Data provided
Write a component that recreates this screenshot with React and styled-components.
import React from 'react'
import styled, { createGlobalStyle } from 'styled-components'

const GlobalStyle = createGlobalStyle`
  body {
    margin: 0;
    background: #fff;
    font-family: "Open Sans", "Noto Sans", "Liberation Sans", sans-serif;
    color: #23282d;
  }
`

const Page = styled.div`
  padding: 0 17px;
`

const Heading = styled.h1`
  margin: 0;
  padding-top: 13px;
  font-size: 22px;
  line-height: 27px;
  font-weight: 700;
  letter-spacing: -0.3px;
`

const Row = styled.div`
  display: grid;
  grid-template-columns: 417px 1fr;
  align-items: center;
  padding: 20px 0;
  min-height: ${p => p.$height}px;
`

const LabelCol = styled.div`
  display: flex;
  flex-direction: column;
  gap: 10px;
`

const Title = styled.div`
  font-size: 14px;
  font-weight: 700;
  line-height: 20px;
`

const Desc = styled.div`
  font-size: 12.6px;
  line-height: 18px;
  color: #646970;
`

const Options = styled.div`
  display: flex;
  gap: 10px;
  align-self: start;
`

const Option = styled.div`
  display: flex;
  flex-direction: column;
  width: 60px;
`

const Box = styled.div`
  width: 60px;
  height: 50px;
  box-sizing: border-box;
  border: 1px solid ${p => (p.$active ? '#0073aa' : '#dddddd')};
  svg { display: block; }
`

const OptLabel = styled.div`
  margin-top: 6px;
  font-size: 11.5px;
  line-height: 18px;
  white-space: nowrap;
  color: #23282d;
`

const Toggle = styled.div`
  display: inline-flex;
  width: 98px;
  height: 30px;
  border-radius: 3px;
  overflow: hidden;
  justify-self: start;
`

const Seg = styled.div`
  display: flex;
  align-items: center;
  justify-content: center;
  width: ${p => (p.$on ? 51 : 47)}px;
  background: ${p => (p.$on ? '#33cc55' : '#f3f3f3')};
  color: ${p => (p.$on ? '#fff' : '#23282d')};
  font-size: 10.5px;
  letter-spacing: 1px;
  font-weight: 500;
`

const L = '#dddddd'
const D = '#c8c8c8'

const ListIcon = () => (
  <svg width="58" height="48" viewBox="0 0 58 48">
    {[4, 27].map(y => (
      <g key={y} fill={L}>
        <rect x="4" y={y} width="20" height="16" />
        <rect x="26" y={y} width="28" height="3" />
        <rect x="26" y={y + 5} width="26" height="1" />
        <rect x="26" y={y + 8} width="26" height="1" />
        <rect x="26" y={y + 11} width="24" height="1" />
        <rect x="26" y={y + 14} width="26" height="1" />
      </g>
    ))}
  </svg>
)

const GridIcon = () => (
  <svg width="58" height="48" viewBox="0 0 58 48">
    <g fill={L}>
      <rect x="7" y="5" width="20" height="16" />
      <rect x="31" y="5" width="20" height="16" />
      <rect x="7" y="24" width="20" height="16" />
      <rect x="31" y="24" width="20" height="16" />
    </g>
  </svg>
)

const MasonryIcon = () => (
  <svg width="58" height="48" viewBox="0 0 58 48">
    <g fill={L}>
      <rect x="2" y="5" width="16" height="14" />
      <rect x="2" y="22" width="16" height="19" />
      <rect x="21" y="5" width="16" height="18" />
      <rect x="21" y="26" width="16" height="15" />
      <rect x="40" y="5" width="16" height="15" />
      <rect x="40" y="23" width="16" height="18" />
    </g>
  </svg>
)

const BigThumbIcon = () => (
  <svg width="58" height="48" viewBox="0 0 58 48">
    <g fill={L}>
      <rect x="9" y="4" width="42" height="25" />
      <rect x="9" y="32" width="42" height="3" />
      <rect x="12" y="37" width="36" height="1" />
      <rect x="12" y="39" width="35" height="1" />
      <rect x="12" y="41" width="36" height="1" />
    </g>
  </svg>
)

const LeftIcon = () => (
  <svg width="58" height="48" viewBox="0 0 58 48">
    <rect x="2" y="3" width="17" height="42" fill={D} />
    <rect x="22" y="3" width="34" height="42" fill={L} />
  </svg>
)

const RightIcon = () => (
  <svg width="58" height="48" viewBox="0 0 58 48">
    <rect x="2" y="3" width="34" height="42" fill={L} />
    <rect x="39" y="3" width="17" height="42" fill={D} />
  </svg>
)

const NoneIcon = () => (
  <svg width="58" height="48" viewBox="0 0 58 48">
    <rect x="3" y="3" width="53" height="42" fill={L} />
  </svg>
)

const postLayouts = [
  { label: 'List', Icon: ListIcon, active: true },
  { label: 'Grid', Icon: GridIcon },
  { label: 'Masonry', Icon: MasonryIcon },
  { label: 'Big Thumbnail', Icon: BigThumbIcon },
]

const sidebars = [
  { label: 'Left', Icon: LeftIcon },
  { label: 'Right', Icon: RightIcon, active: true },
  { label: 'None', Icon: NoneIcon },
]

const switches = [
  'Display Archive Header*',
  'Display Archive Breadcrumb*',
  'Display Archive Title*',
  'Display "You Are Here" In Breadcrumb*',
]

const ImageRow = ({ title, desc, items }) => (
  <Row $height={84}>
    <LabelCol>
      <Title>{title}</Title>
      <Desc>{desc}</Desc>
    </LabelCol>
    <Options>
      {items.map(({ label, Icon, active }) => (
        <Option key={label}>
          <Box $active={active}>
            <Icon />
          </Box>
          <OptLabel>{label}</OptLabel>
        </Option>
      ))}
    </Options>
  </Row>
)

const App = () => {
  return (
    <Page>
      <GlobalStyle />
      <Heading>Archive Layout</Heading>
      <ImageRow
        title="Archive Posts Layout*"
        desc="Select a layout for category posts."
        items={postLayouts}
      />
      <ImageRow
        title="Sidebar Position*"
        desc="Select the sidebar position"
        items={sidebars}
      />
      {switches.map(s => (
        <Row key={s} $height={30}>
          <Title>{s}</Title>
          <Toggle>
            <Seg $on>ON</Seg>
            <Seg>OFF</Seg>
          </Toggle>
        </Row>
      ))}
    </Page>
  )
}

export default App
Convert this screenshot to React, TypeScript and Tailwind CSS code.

Short problem
Print the whole listing again, exactly.

Reply to the exercise
Write a component that recreates this screenshot with React and styled-components.
import React from 'react'
import styled, { createGlobalStyle } from 'styled-components'

const GlobalStyle = createGlobalStyle`
  body {
    margin: 0;
    background: #fff;
    font-family: "Open Sans", "Noto Sans", "Liberation Sans", sans-serif;
    color: #23282d;
  }
`

const Page = styled.div`
  padding: 0 17px;
`

const Heading = styled.h1`
  margin: 0;
  padding-top: 13px;
  font-size: 22px;
  line-height: 27px;
  font-weight: 700;
  letter-spacing: -0.3px;
`

const Row = styled.div`
  display: grid;
  grid-template-columns: 417px 1fr;
  align-items: center;
  padding: 20px 0;
  min-height: ${p => p.$height}px;
`

const LabelCol = styled.div`
  display: flex;
  flex-direction: column;
  gap: 10px;
`

const Title = styled.div`
  font-size: 14px;
  font-weight: 700;
  line-height: 20px;
`

const Desc = styled.div`
  font-size: 12.6px;
  line-height: 18px;
  color: #646970;
`

const Options = styled.div`
  display: flex;
  gap: 10px;
  align-self: start;
`

const Option = styled.div`
  display: flex;
  flex-direction: column;
  width: 60px;
`

const Box = styled.div`
  width: 60px;
  height: 50px;
  box-sizing: border-box;
  border: 1px solid ${p => (p.$active ? '#0073aa' : '#dddddd')};
  svg { display: block; }
`

const OptLabel = styled.div`
  margin-top: 6px;
  font-size: 11.5px;
  line-height: 18px;
  white-space: nowrap;
  color: #23282d;
`

const Toggle = styled.div`
  display: inline-flex;
  width: 98px;
  height: 30px;
  border-radius: 3px;
  overflow: hidden;
  justify-self: start;
`

const Seg = styled.div`
  display: flex;
  align-items: center;
  justify-content: center;
  width: ${p => (p.$on ? 51 : 47)}px;
  background: ${p => (p.$on ? '#33cc55' : '#f3f3f3')};
  color: ${p => (p.$on ? '#fff' : '#23282d')};
  font-size: 10.5px;
  letter-spacing: 1px;
  font-weight: 500;
`

const L = '#dddddd'
const D = '#c8c8c8'

const ListIcon = () => (
  <svg width="58" height="48" viewBox="0 0 58 48">
    {[4, 27].map(y => (
      <g key={y} fill={L}>
        <rect x="4" y={y} width="20" height="16" />
        <rect x="26" y={y} width="28" height="3" />
        <rect x="26" y={y + 5} width="26" height="1" />
        <rect x="26" y={y + 8} width="26" height="1" />
        <rect x="26" y={y + 11} width="24" height="1" />
        <rect x="26" y={y + 14} width="26" height="1" />
      </g>
    ))}
  </svg>
)

const GridIcon = () => (
  <svg width="58" height="48" viewBox="0 0 58 48">
    <g fill={L}>
      <rect x="7" y="5" width="20" height="16" />
      <rect x="31" y="5" width="20" height="16" />
      <rect x="7" y="24" width="20" height="16" />
      <rect x="31" y="24" width="20" height="16" />
    </g>
  </svg>
)

const MasonryIcon = () => (
  <svg width="58" height="48" viewBox="0 0 58 48">
    <g fill={L}>
      <rect x="2" y="5" width="16" height="14" />
      <rect x="2" y="22" width="16" height="19" />
      <rect x="21" y="5" width="16" height="18" />
      <rect x="21" y="26" width="16" height="15" />
      <rect x="40" y="5" width="16" height="15" />
      <rect x="40" y="23" width="16" height="18" />
    </g>
  </svg>
)

const BigThumbIcon = () => (
  <svg width="58" height="48" viewBox="0 0 58 48">
    <g fill={L}>
      <rect x="9" y="4" width="42" height="25" />
      <rect x="9" y="32" width="42" height="3" />
      <rect x="12" y="37" width="36" height="1" />
      <rect x="12" y="39" width="35" height="1" />
      <rect x="12" y="41" width="36" height="1" />
    </g>
  </svg>
)

const LeftIcon = () => (
  <svg width="58" height="48" viewBox="0 0 58 48">
    <rect x="2" y="3" width="17" height="42" fill={D} />
    <rect x="22" y="3" width="34" height="42" fill={L} />
  </svg>
)

const RightIcon = () => (
  <svg width="58" height="48" viewBox="0 0 58 48">
    <rect x="2" y="3" width="34" height="42" fill={L} />
    <rect x="39" y="3" width="17" height="42" fill={D} />
  </svg>
)

const NoneIcon = () => (
  <svg width="58" height="48" viewBox="0 0 58 48">
    <rect x="3" y="3" width="53" height="42" fill={L} />
  </svg>
)

const postLayouts = [
  { label: 'List', Icon: ListIcon, active: true },
  { label: 'Grid', Icon: GridIcon },
  { label: 'Masonry', Icon: MasonryIcon },
  { label: 'Big Thumbnail', Icon: BigThumbIcon },
]

const sidebars = [
  { label: 'Left', Icon: LeftIcon },
  { label: 'Right', Icon: RightIcon, active: true },
  { label: 'None', Icon: NoneIcon },
]

const switches = [
  'Display Archive Header*',
  'Display Archive Breadcrumb*',
  'Display Archive Title*',
  'Display "You Are Here" In Breadcrumb*',
]

const ImageRow = ({ title, desc, items }) => (
  <Row $height={84}>
    <LabelCol>
      <Title>{title}</Title>
      <Desc>{desc}</Desc>
    </LabelCol>
    <Options>
      {items.map(({ label, Icon, active }) => (
        <Option key={label}>
          <Box $active={active}>
            <Icon />
          </Box>
          <OptLabel>{label}</OptLabel>
        </Option>
      ))}
    </Options>
  </Row>
)

const App = () => {
  return (
    <Page>
      <GlobalStyle />
      <Heading>Archive Layout</Heading>
      <ImageRow
        title="Archive Posts Layout*"
        desc="Select a layout for category posts."
        items={postLayouts}
      />
      <ImageRow
        title="Sidebar Position*"
        desc="Select the sidebar position"
        items={sidebars}
      />
      {switches.map(s => (
        <Row key={s} $height={30}>
          <Title>{s}</Title>
          <Toggle>
            <Seg $on>ON</Seg>
            <Seg>OFF</Seg>
          </Toggle>
        </Row>
      ))}
    </Page>
  )
}

export default App
Convert this screenshot to React, TypeScript and Tailwind CSS code.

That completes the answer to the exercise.